Der WSF soll für Unternehmen gelten, die in zwei aufeinanderfolgenden Geschäftsjahren vor dem 1. Januar 2020 mindestens zwei von drei Merkmalen erreicht haben: eine Bilanzsumme von 160 Millionen Euro, 320 Millionen Euro Umsatz sowie im Jahresdurchschnitt 2000 beschäftigte Arbeitnehmer. Diese Schwellenwerte sollten noch abschließend geklärt werden.

HILFEN NICHT NUR FÜR DIE GROSSEN


"Wir arbeiten an weiteren Hilfen für Solo-Selbstständige und Kleinstunternehmen, die wir bereits am Montag verabschieden wollen", sagte Altmaier. Dabei gehe es neben Krediten auch um direkte Zuschüsse, die nicht zurückgezahlt werden müssten. Laut Regierungsentwurf sind dafür 50 Milliarden Euro vorgesehen für Überbrückungshilfen, wenn ohne Hilfe eine Existenzgefährdung droht.

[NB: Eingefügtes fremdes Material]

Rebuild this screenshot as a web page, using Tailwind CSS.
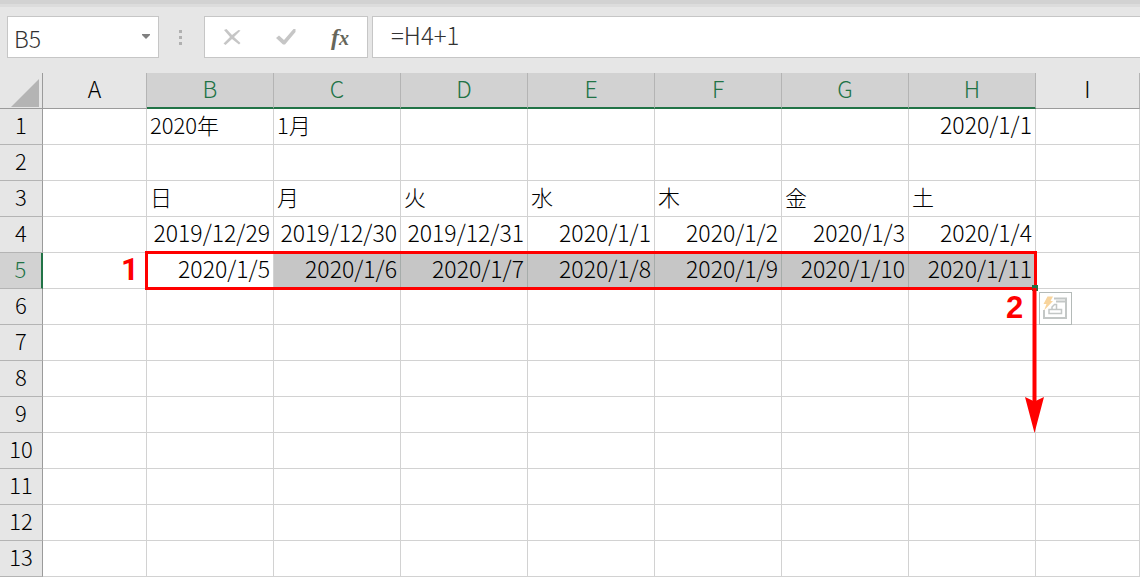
<!DOCTYPE html>
<html lang="ja">
<head>
<meta charset="utf-8">
<title>Calendar sheet</title>
<script src="https://cdn.jsdelivr.net/npm/@tailwindcss/browser@4"></script>
</head>
<body class="bg-[#e6e6e6] font-['Noto_Sans_CJK_JP',sans-serif] font-light text-[22px] text-black overflow-hidden">
<div class="h-1 bg-[#d2d2d2]"></div>
<div class="h-[3px] bg-[#dcdcdc]"></div>

<header class="flex items-stretch h-[42px] mt-[9px] mb-[15px] pl-[7px]">
  <div class="flex items-center w-[152px] bg-white border border-[#c6c6c6]">
    <input aria-label="Name box" value="B5" class="min-w-0 flex-1 h-full pl-[6px] pt-[2px] text-[23px] text-[#333] outline-none">
    <button aria-label="Open name list" class="w-6 h-full flex items-center justify-center">
      <svg width="8" height="5" viewBox="0 0 8 5" class="mb-[2px]"><path d="M0 0H8V1L4 5L0 1Z" fill="#808080"/></svg>
    </button>
  </div>
  <div class="w-[45px] flex flex-col items-center justify-center gap-[3px] pr-[2px]">
    <span class="size-[3px] bg-[#b0b0b0]"></span><span class="size-[3px] bg-[#b0b0b0]"></span><span class="size-[3px] bg-[#b0b0b0]"></span>
  </div>
  <div class="grid grid-cols-3 w-[164px] bg-white border border-[#c6c6c6] mr-1">
    <button aria-label="Cancel" class="flex items-center justify-center">
      <svg width="18" height="18" viewBox="0 0 18 18"><path d="M1 2L3.500 1L9 7L15.500 2L17.500 2.500L11 9L17.500 15L16 16.500L9 11L2.500 17L.5 15.500L7 9Z" fill="#c6c6c6"/></svg>
    </button>
    <button aria-label="Enter" class="flex items-center justify-center">
      <svg width="20" height="18" viewBox="0 0 20 18"><path d="M0 10L3 7.500L8 12L17.500 1H19.500V4L9 16.500H7Z" fill="#c6c6c6"/></svg>
    </button>
    <button aria-label="Insert function" class="flex items-center justify-center font-['Liberation_Serif',serif] font-bold italic text-[#66665a]"><span class="text-2xl leading-6">f</span><span class="text-xl leading-6 pt-[2px]">x</span></button>
  </div>
  <input aria-label="Formula bar" value="=H4+1" class="min-w-0 flex-1 bg-white border border-r-0 border-[#c6c6c6] pl-[18px] pb-1 text-2xl text-[#333] outline-none">
</header>

<main class="relative">
<table id="sheet" class="table-fixed w-full border-separate border-spacing-0 bg-white leading-[30px]">
  <colgroup>
    <col class="w-[43px]"><col class="w-[104px]"><col class="w-[127px]"><col class="w-[127px]"><col class="w-[127px]"><col class="w-[127px]"><col class="w-[127px]"><col class="w-[127px]"><col class="w-[127px]"><col>
  </colgroup>
  <thead><tr id="heads"></tr></thead>
  <tbody id="rows"></tbody>
</table>

<div class="absolute left-[145px] top-[178px] w-[892px] h-[39px] border-3 border-[#ff0000]"></div>
<span class="absolute left-[121px] top-[179px] font-[Roboto,sans-serif] font-bold text-[31px] leading-9 text-[#ff0000]">1</span>
<span class="absolute left-[1006px] top-[217px] font-['Liberation_Sans',sans-serif] font-bold text-[31px] leading-9 text-[#ff0000]">2</span>
<svg class="absolute left-[1024px] top-[211px]" width="22" height="150" viewBox="0 0 22 150">
  <path d="M8 1H14V7H8Z" fill="#217346"/><path d="M8.500 4H12.500V120H8.500Z" fill="#ff0000"/><path d="M1 113L10.500 117.500L20 113L10.500 149Z" fill="#ff0000"/>
</svg>
<button aria-label="Quick analysis" class="absolute left-[1039px] top-[219px] size-[33px] bg-white border border-[#b4bab8]">
  <svg width="31" height="31" viewBox="0 0 31 31" fill="none">
    <path d="M14 5.500H26V25H4V17M16 8.500H26" stroke="#c3c7c6" stroke-width="2"/>
    <path d="M9 20.500V16.500H21.500V20.500ZM12 16.500V14L14.500 11.500H16.500V16.500" stroke="#c3c7c6" stroke-width="1.500"/>
    <path d="M7.500 3.500H13L10.500 8H13L4 17.500L6.500 11H3.500Z" fill="#f8d49c"/>
  </svg>
</button>
</main>

<script>
  const cells = {
    1: { B: '2020年', C: '1月', H: '2020/1/1' },
    3: { B: '日', C: '月', D: '火', E: '水', F: '木', G: '金', H: '土' },
    4: { B: '2019/12/29', C: '2019/12/30', D: '2019/12/31', E: '2020/1/1', F: '2020/1/2', G: '2020/1/3', H: '2020/1/4' },
    5: { B: '2020/1/5', C: '2020/1/6', D: '2020/1/7', E: '2020/1/8', F: '2020/1/9', G: '2020/1/10', H: '2020/1/11' }
  };
  const columns = [...'ABCDEFGHI'];
  const picked = c => c >= 'B' && c <= 'H';
  document.getElementById('heads').innerHTML =
    '<th class="h-9 p-0 bg-[#e6e6e6] border-r border-b border-[#9b9b9b]"><button aria-label="Select all" class="block ml-[11px] mt-1"><svg width="28" height="28" viewBox="0 0 28 28"><path d="M28 0V28H0Z" fill="#b4b4b4"/></svg></button></th>' +
    columns.map(c => `<th scope="col" class="h-9 p-0 font-light text-[23px] border-r ${picked(c)
      ? 'pb-1 bg-[#d2d2d2] text-[#217346] border-r-[#b4b4b4] border-b-2 border-b-[#217346]'
      : 'pb-[5px] bg-[#e6e6e6] border-r-[#b4b4b4] border-b border-b-[#9b9b9b]'}">${c}</th>`).join('');
  let html = '';
  for (let r = 1; r <= 13; r++) {
    html += `<tr><th scope="row" class="h-9 p-0 pb-[5px] font-light border-b border-b-[#b4b4b4] ${r === 5
      ? 'bg-[#d2d2d2] text-[#217346] border-r-2 border-r-[#217346]'
      : 'bg-[#e6e6e6] border-r border-r-[#9b9b9b]'}">${r}</th>`;
    for (const c of columns) {
      const v = (cells[r] && cells[r][c]) || '';
      const align = v.includes('/') ? 'text-right text-[23px]' : 'text-left';
      const fill = r === 5 && c > 'B' && c <= 'H' ? 'bg-[#c6c6c6] border-r-[#a6acaa]' : 'border-r-[#d2d2d2]';
      html += `<td class="h-9 pt-0 pb-[5px] pl-[3px] pr-[3px] whitespace-nowrap border-r border-b border-b-[#d2d2d2] ${align} ${fill}">${v}</td>`;
    }
    html += '</tr>';
  }
  document.getElementById('rows').innerHTML = html;
</script>
</body>
</html>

Die Voraussetzungen für Hartz-IV-Leistungen will die Bundesregierung für sechs Monate befristet deutlich verringern, um vor allem kleinen Selbstständigen zu helfen. Laut einem Reuters vorliegenden Gesetzentwurf rechnet das Arbeitsministerium mit neuen Hartz-IV-Beziehern in einer "maximalen Größenordnung von 1,2 Millionen zugehenden Bedarfsgemeinschaften". Die "maximalen Mehrausgaben" für sechs Monate werden auf 9,6 Milliarden Euro beziffert. Arbeitsminister Hubertus Heil (SPD) sagte der "Bild am Sonntag": "Das hilft erst einmal, um nicht ins Bodenlose zu stürzen."

Auch die von den Corona-Auswirkungen betroffenen Mieter und Schuldner will die Bundesregierung schützen. Eine Gesetzesänderung soll sicherstellen, dass Schuldner Zahlungen vorerst nicht leisten müssen.